Nas Novas Conquistas ha certamente os soldados do que precisa a Africa oriental. Os maratas, por exemplo, são excellentos soldados não só pelo seu valor, estando costumados a lutar denodadamente com as feras mais terriveis do Oriente, mas pela sua sobriedade. Ao passo que o soldado europeu não póde fazer marchas, senão a umas certas horas da manhã e da tarde, e carece de uma alimentação despendiosa, não podendo aguentar os grandes invernos dos tropicos, o soldado indiano marcha sem inconveniente toda a hora do dia e da noite; debaixo do sol mortifero ou de diluvios, com uma apa no seu cambolim, apa que o alimenta com a ajuda de uma pouca de agua limpida que acaso encontra n'uma fonte perdida na montanha.

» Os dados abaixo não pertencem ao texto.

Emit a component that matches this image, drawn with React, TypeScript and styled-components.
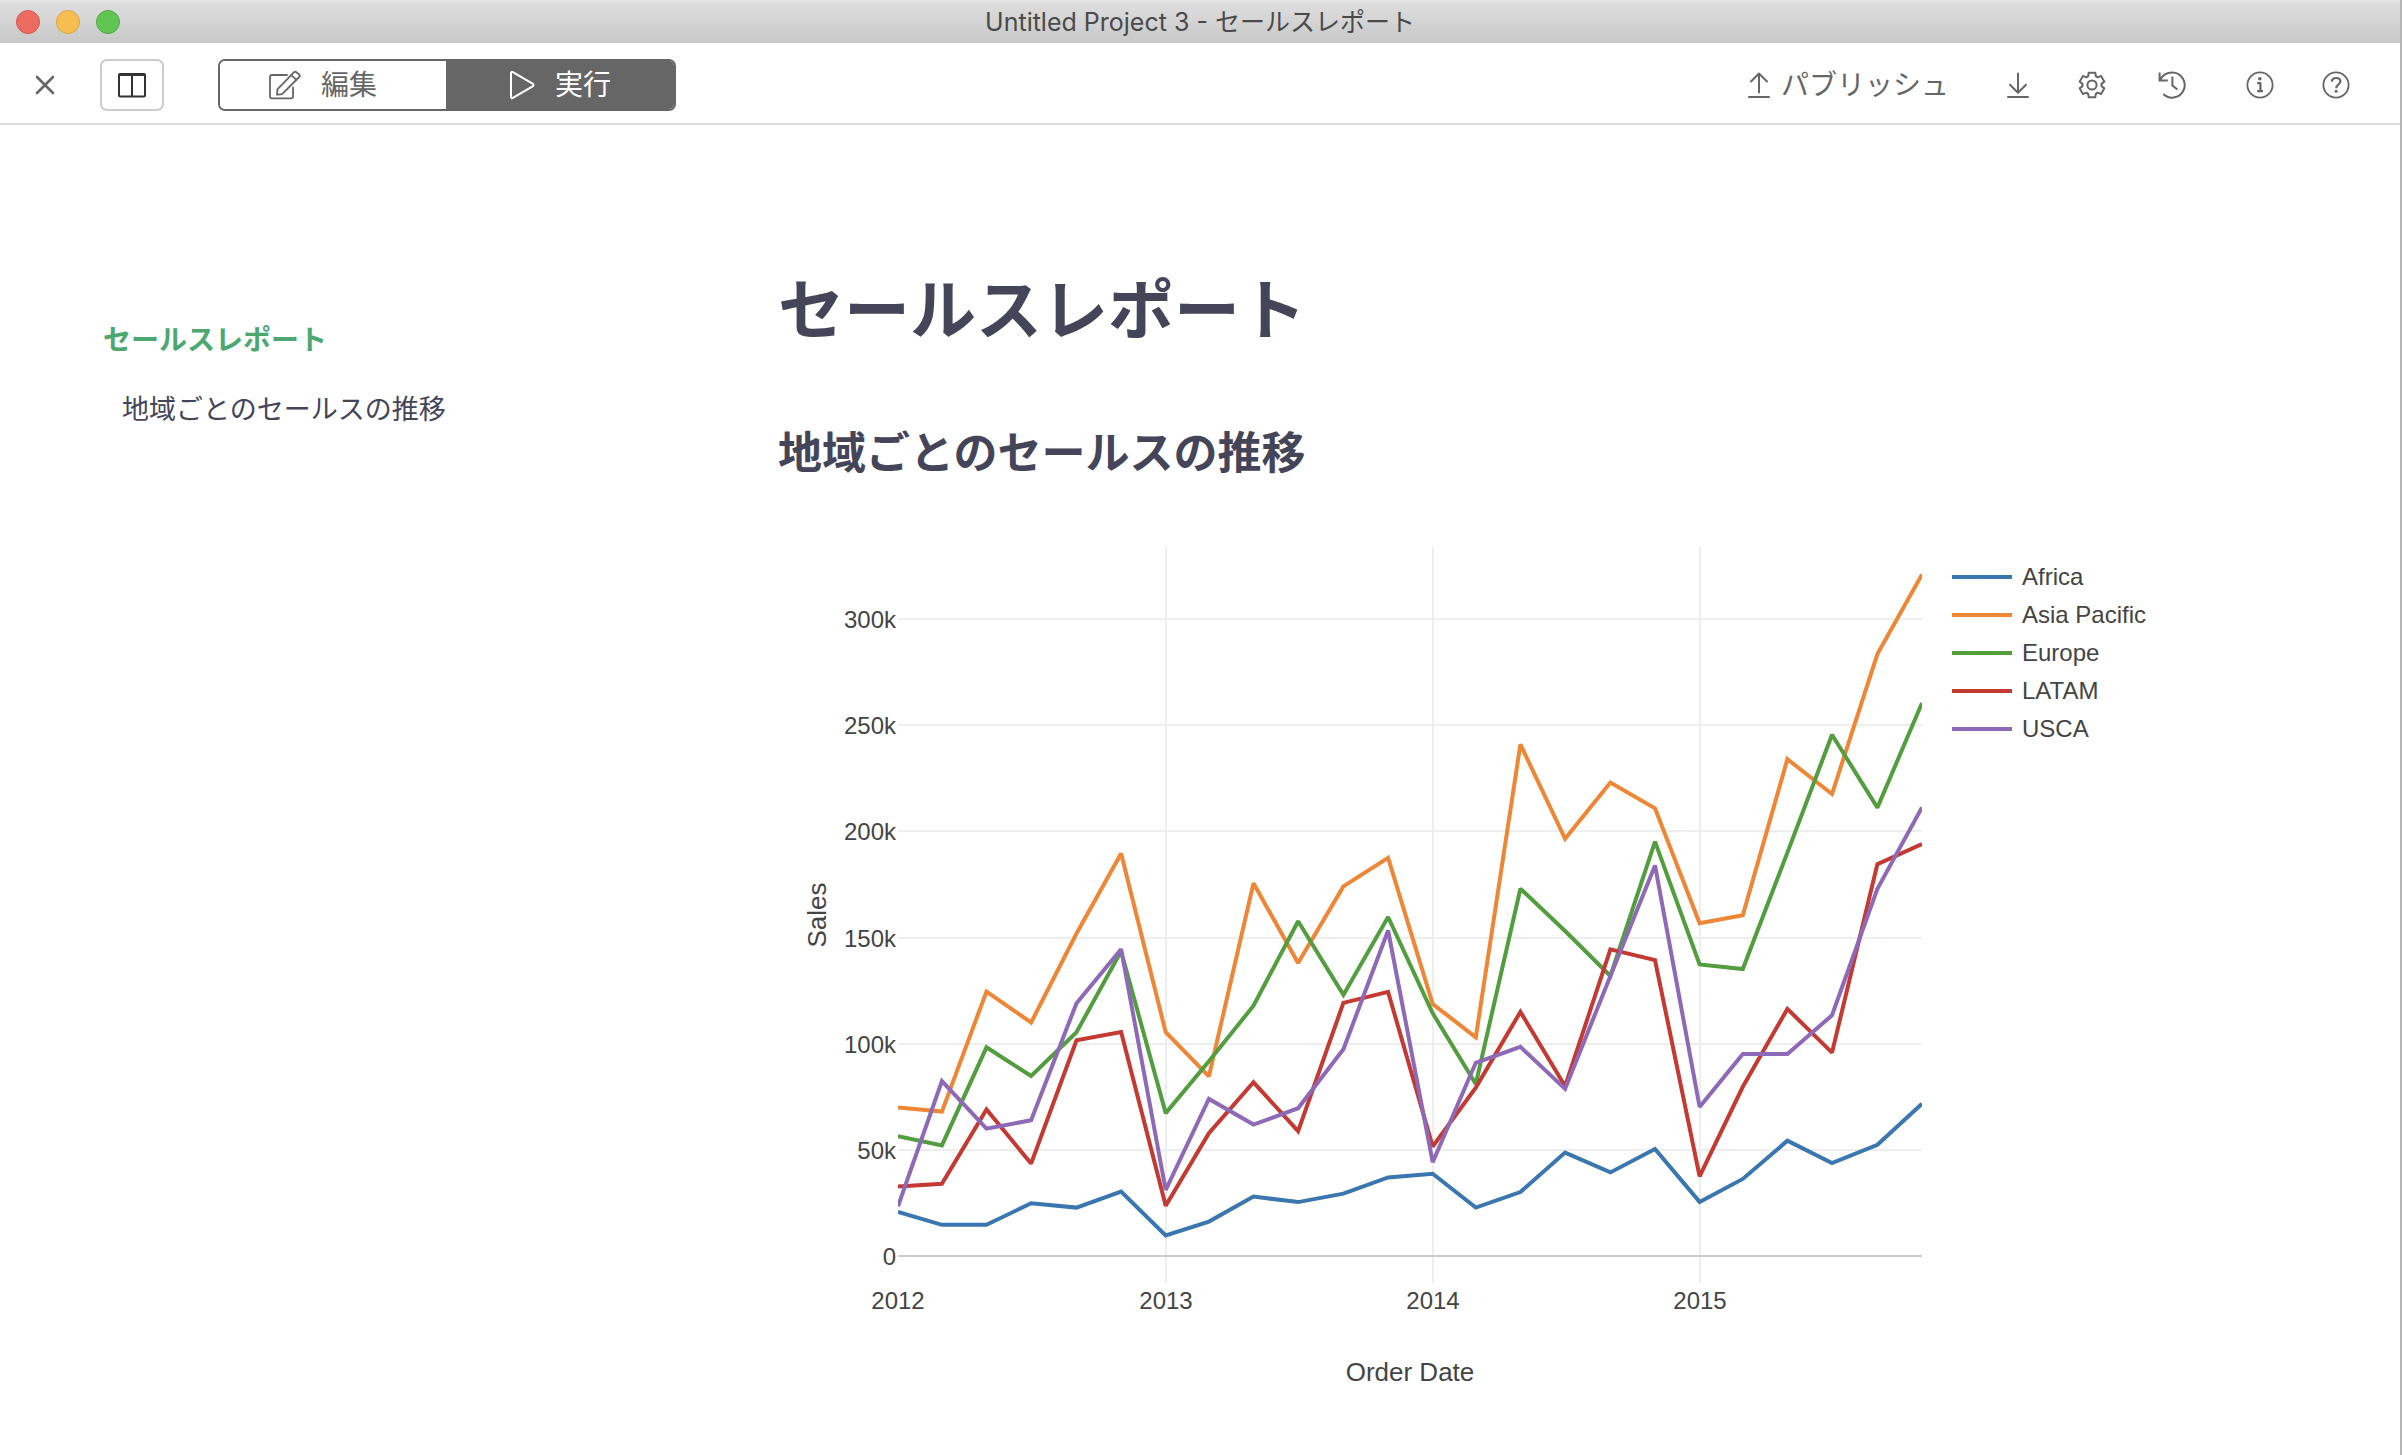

Eis o que lhe basta para o seu sustento um dia inteiro. Isto em parte alguma o póde fazer, e muito menos na Africa ou na India, o soldado europeu. Isto sem fallar da facilidade da sua alimentação em Africa. Fallo por fortuna, diante de pessoas que conhecem aquelle paiz e sabem que e perfeitamente exacto isto que digo.

Se pois poder vingar o pensamento do governo, filho de uma convicção profunda, ha de empregar-se toda a diligencia para estabelecer-se um corpo na India, com o fim de destacar para o Oriente, Macau, Timor e Africa oriental; e outro em Lisboa para poder occorrer a qualquer necessidade da Africa occidental, isto é, dividir em dois o batalhão do ultramar, ficando um deposito em Lisboa e tendo outro em Goa.

Um dos elementos pois que a India póde prestar-nos com grande vantagem para a metropole e para o Oriente, é sem duvida este da força armada. O outro elemento que aquelle estado póde fornecer é a colonosição.

Eu estou fallando, como já tive a honra de dizer, na presença de quem conhece a India melhor do que eu, e ante v. exa., que tantas vezes tem sido ministro e honrado as cadeiras do poder.

Estimo ter esta occasião para lhe prestar esta homenagem. Posso n'uma ou n'outra questão politica, ser levado a combater a marcha do governo, a que v. exa. preside, mas nunca o faço com intensão offensiva, nem isso me inhibe de prestar agora o testemunho de consideração que tenho pela pessoa de v. exa., pelo seu saber, a sua prudencia e os seus incontestaveis serviços.